Maloney denies that her office ever approved the dog’s adoption, and said that it was a “surprise” to learn Dakota had a new owner.

The case for the second offense went to court March 21 and the judge ordered the dog to be euthanized.

‘HARD FOR A DOG TO KNOW HUMAN LAWS’

Smith – and now the governor – said Janeski has not been given due process because she never had a chance to be heard in court.

“We have determined this dog was not placed with a responsible owner initially and see no potential threats in this placement situation,” Smith said in her letter. In an interview, she added that Janeski is “able to abide by the restrictions” that the dog be confined or on a short leash.

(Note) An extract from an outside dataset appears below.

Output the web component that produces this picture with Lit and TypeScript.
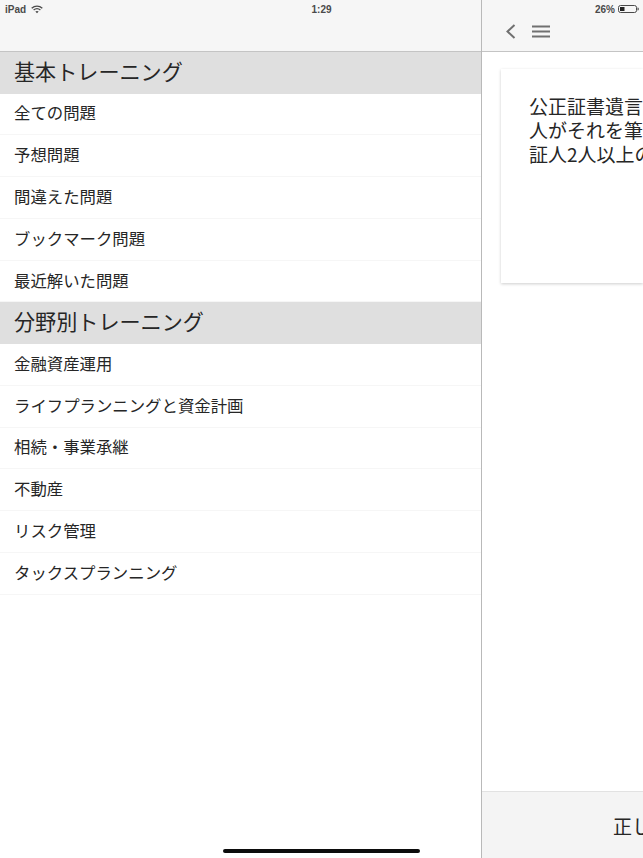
import { LitElement, html, css } from 'lit';
import { customElement } from 'lit/decorators.js';

const sections = [
	{ title: '基本トレーニング', items: ['全ての問題', '予想問題', '間違えた問題', 'ブックマーク問題', '最近解いた問題'] },
	{ title: '分野別トレーニング', items: ['金融資産運用', 'ライフプランニングと資金計画', '相続・事業承継', '不動産', 'リスク管理', 'タックスプランニング'] }
];

@customElement('app-root')
export class AppRoot extends LitElement {
	static styles = css`
		:host {
			display: block;
			position: relative;
			width: 643px;
			height: 858px;
			overflow: hidden;
			background: #fff;
			color: #262626;
			font-family: "Noto Sans CJK JP", "Liberation Sans", sans-serif;
		}
		.split {
			display: grid;
			grid-template-columns: 481px 1px 161px;
			height: 100%;
		}
		.divider { background: #b9b9b9; }
		.pane { display: flex; flex-direction: column; min-width: 0; overflow: hidden; }
		.nav {
			height: 51px;
			flex: none;
			background: #f6f6f6;
			border-bottom: 1px solid #c4c4c4;
		}
		.section {
			height: 41.5px;
			box-sizing: border-box;
			display: flex;
			align-items: center;
			padding: 0 0 4px 14px;
			background: #dfdfdf;
			font-size: 21.1px;
		}
		.row {
			height: 41.8px;
			box-sizing: border-box;
			display: flex;
			align-items: center;
			padding: 0 0 3px 14px;
			font-size: 16.4px;
			border-bottom: 1px solid #f6f6f6;
		}
		.tools {
			display: flex;
			align-items: center;
			gap: 16px;
			padding: 12px 0 0 23px;
			height: 39px;
		}
		.tools svg { display: block; }
		.body { flex: 1; padding: 17px 0 0 19px; }
		.card {
			height: 214px;
			box-sizing: border-box;
			padding: 25px 0 0 28px;
			background: #fff;
			box-shadow: 0 1px 3px rgba(0, 0, 0, 0.2);
			font-size: 19px;
			line-height: 24px;
			white-space: nowrap;
			overflow: hidden;
		}
		.answer {
			height: 66px;
			flex: none;
			background: #f4f4f4;
			border-top: 1px solid #e2e2e2;
			display: flex;
			align-items: center;
			padding-left: 131px;
			font-size: 19px;
			white-space: nowrap;
			overflow: hidden;
		}
		.status {
			position: absolute;
			top: 0;
			left: 0;
			right: 0;
			height: 18px;
			display: grid;
			grid-template-columns: 1fr auto 1fr;
			align-items: center;
			font-family: "Liberation Sans", sans-serif;
			font-size: 10px;
			font-weight: 700;
			color: #4a4a4a;
		}
		.status .left { display: flex; align-items: center; gap: 5px; padding-left: 5px; }
		.status .right { display: flex; align-items: center; justify-content: flex-end; gap: 3px; padding-right: 4px; }
		.home {
			position: absolute;
			left: 223px;
			top: 849px;
			width: 197px;
			height: 4px;
			border-radius: 2px;
			background: #0c0c0c;
		}
	`;

	render() {
		return html`
			<div class="split">
				<div class="pane">
					<div class="nav"></div>
					${sections.map(s => html`
						<div class="section">${s.title}</div>
						${s.items.map(i => html`<div class="row">${i}</div>`)}
					`)}
				</div>
				<div class="divider"></div>
				<div class="pane">
					<div class="nav tools">
						<svg width="11" height="15" viewBox="0 0 11 15" fill="none" stroke="#707070" stroke-width="2"><path d="M9.500 1 2.500 7.500 9.500 14"/></svg>
						<svg width="18" height="13" viewBox="0 0 18 13" fill="none" stroke="#707070" stroke-width="2"><path d="M0 1.500h18M0 6.500h18M0 11.500h18"/></svg>
					</div>
					<div class="body">
						<div class="card">
							<div>公正証書遺言</div>
							<div>人がそれを筆</div>
							<div>証人2人以上の</div>
						</div>
					</div>
					<div class="answer">正し</div>
				</div>
			</div>
			<div class="status">
				<div class="left">
					<span>iPad</span>
					<svg width="12" height="9" viewBox="0 0 12 9" fill="none" stroke="#4a4a4a" stroke-width="1.400"><path d="M.7 3.200C3.800.4 8.200.4 11.300 3.200M2.600 5C4.600 3.400 7.400 3.400 9.400 5"/><path d="M4.300 6.500C5.300 5.800 6.700 5.800 7.700 6.500L6 8.300z" fill="#4a4a4a" stroke="none"/></svg>
				</div>
				<div>1:29</div>
				<div class="right">
					<span>26%</span>
					<svg width="21" height="8" viewBox="0 0 21 8"><rect x=".5" y=".5" width="18" height="7" rx="2" fill="none" stroke="#4a4a4a"/><rect x="2" y="2" width="4.500" height="4" fill="#222"/><path d="M19.500 2.500v3c.9 0 1.300-.7 1.300-1.500s-.4-1.500-1.300-1.500z" fill="#4a4a4a"/></svg>
				</div>
			</div>
			<div class="home"></div>
		`;
	}
}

Once the state learned Dakota had been adopted, a public hearing was scheduled to give Janeski a chance to be heard, Maloney said.

Janeski said her daughter and her then-partner used to own the dog. When they broke up, Dakota stayed with Perry, who Janeski said would lock Dakota in the basement to kill rats.

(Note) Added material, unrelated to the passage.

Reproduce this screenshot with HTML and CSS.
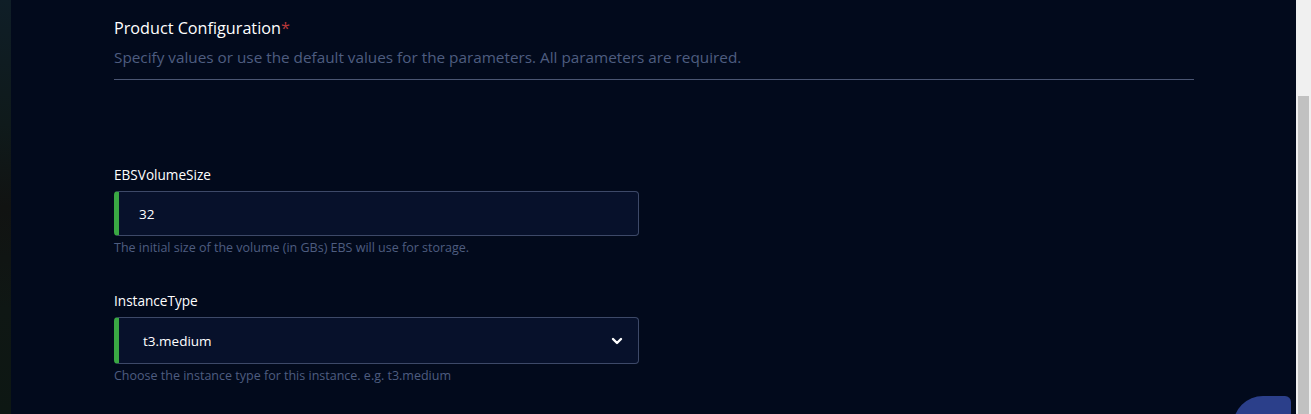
FILE: index.html
```html
<!DOCTYPE html>
<html lang="en">
<head>
<meta charset="utf-8">
<title>Product Configuration</title>
<link rel="stylesheet" href="styles.css">
</head>
<body>
<div class="app">
  <div class="side-strip"></div>
  <main class="main">
    <section class="config">
      <header class="config-head">
        <h2 class="config-title">Product Configuration<span class="req">*</span></h2>
        <p class="config-sub">Specify values or use the default values for the parameters. All parameters are required.</p>
      </header>
      <div class="fields">
        <div class="field">
          <label class="field-label">EBSVolumeSize</label>
          <div class="input-box">
            <span class="input-value">32</span>
          </div>
          <p class="field-help">The initial size of the volume (in GBs) EBS will use for storage.</p>
        </div>
        <div class="field">
          <label class="field-label">InstanceType</label>
          <div class="input-box select-box">
            <span class="input-value">t3.medium</span>
            <svg class="chev" width="12" height="8" viewBox="0 0 12 8"><path d="M2 2 L6 6 L10 2" fill="none" stroke="#ffffff" stroke-width="2.4" stroke-linecap="round" stroke-linejoin="round"/></svg>
          </div>
          <p class="field-help">Choose the instance type for this instance. e.g. t3.medium</p>
        </div>
      </div>
    </section>
    <div class="fab"></div>
  </main>
  <div class="scrollbar"><div class="thumb"></div></div>
</div>
</body>
</html>
```
FILE: styles.css
```css
* { box-sizing: border-box; }
html, body { margin: 0; padding: 0; height: 100%; overflow: hidden; }
body { font-family: "Open Sans", "Noto Sans", sans-serif; background: #020a1c; color: #ffffff; }
.app { display: flex; height: 414px; }
.side-strip {
  width: 11px;
  background: linear-gradient(to bottom, #0f1e27 0%, #0f1a1b 30%, #111312 50%, #0f1714 75%, #0d1713 100%);
}
.main { flex: 1; position: relative; background: #020a1c; padding: 0 102px 0 103px; }
.config-head { padding-top: 16px; border-bottom: 1px solid #4a5572; padding-bottom: 12px; }
.config-title { margin: 0; font-size: 16.2px; font-weight: 500; line-height: 24px; color: #ffffff; }
.req { color: #b8383a; }
.config-sub { margin: 7px 0 0; font-size: 15.3px; line-height: 20px; color: #4e5d80; }
.fields { padding-top: 86px; display: flex; flex-direction: column; gap: 36px; }
.field { width: 525px; }
.field-label { display: block; font-size: 13.6px; line-height: 18px; color: #ffffff; margin-bottom: 7px; }
.input-box {
  height: 45px;
  display: flex; align-items: center;
  background: #07112b;
  border: 1px solid #3d4968;
  border-left: 5px solid #3aa843;
  border-radius: 4px;
  padding: 0 15px 0 20px;
}
.select-box { height: 47px; justify-content: space-between; padding-left: 24px; }
.input-value { font-size: 13.5px; color: #ffffff; }
.chev { display: block; }
.field-help { margin: 4px 0 0; font-size: 12.5px; line-height: 16px; color: #4e5d80; }
.fab {
  position: absolute; right: 5px; bottom: -20px;
  width: 58px; height: 38px;
  background: #2b3f8a;
  border-radius: 30px 6px 0 0;
}
.scrollbar { width: 15px; background: #f0f0f0; position: relative; }
.thumb { position: absolute; left: 2px; right: 2px; top: 96px; bottom: 0; background: #c1c1c1; }
```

When the neighbor’s dog would climb under the fence, Dakota, who was “trained” to kill rats, would react aggressively toward the smaller animal, Janeski said.

Perry then gave Dakota to someone in Oakland, who also did not treat her well, Janeski said. She found Dakota at the shelter and agreed to follow “all of the stipulations” the animal control officer ordered. Janeski said Dakota is “the most mild dog” and has not shown aggression since her adoption.

Janeski said she is grateful to the governor for his intervention.

Smith said society should look more closely at how it distributes punishments. She would like to see stiffer punishments for owners, she said, because often the root of the problem is that people who shouldn’t have pets do have them. Animals seem to bear the “brunt of the punishment” for owners’ irresponsibility or uneducated choices.

“People can know the laws and choose to abide by them or not,” Smith said. “It’s hard for a dog to know human laws.”